EuGH erklärt Preisbestimmungen der HOAI für unwirksam – welche Auswirkungen hat diese Entscheidung für Auftraggeber und Auftragnehmer?
Nach den gesetzlichen Bestimmungen der Honorarordnung für Architekten und Ingenieure (HOAI) galt jahrzehntelang für alle Planerverträge, dass die im Gesetz normierten Mindest- und Höchstsätze auch bei abweichenden Vereinbarungen als verbindlich einzuhaltende Preisbestimmungen zu beachten sind. An der Einhaltung dieser Mindest- und Höchstsätze musste sich insoweit auch jede Vertragspartei zwingend festhalten lassen.

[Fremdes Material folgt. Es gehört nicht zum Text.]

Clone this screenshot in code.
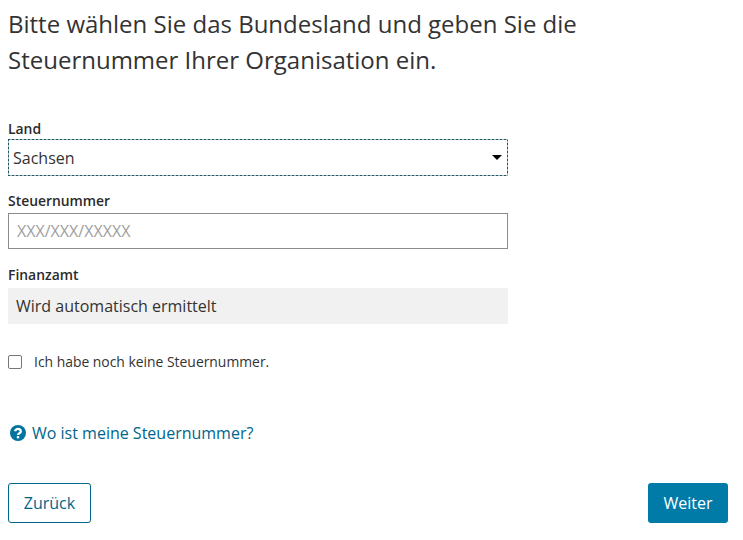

Nunmehr hat der Europäische Gerichtshof (EuGH) mit seinem Urteil vom 04.07.2019 jedoch die Preisregelungen der HOAI für Planerhonorare für unwirksam erklärt, da diese nach Auffassung des Gerichtshofes gegen geltendes EU-Recht verstoßen. Durch die Entscheidung des EuGH ist die HOAI jedoch keineswegs als Ganzes gekippt worden. Demnach sind weiterhin alle diejenigen Bestimmungen anwendbar, die keine Regelung zu Preisen beinhalten (bspw. Beschreibung der Leistungsphasen und Leistungsbilder).
Für den öffentlichen Auftraggeber resultiert aus dem Urteil des EuGH hingegen das unmittelbare Verbot, die EU-rechtswidrigen Vorschriften der HOAI bei der zukünftigen Vergabe von Planungsleistungen als Zuschlagskriterium anzuwenden. Vor diesem Hintergrund ist es auch unzulässig, ein vor dem Urteil des EuGH begonnenes Vergabeverfahren auf Basis der HOAI-Preisregelungen zu Ende zu führen. Die Fortführung eines solchen Vergabeverfahrens würde insoweit auch keinen „üblichen“ Vergabefehler des öffentlichen Auftraggebers darstellen, sondern wäre als schwerwiegender Rechtsverstoß zu qualifizieren, da das Vergabeverfahren nicht auf Basis geltenden Rechts durchgeführt werden würde.
Ob die Entscheidung des EuGH zugleich auch das Berufen auf die HOAI-Mindestsätze in Verträgen zwischen Privaten ausschließt, ist dagegen noch nicht abschließend geklärt. Die derzeit bestehenden Entscheidungen der nationalen Oberlandesgerichte sind dabei teils widersprüchlich und lassen nach wie vor noch keine Tendenz erkennen. Welche Auffassung sich hierbei durchsetzen wird, wird wohl erst eine Grundsatzentscheidung des Bundesgerichtshofes zeigen.
Ungeachtet dessen bleibt den Vertragsparteien im Rahmen der Privatautonomie jedoch weiterhin die Möglichkeit eröffnet durch vertragliche Bezugnahme auf die HOAI einen Preisfindungsmodus zu vereinbaren, auf dessen Grundlage die planerischen Leistungen abgerechnet werden können.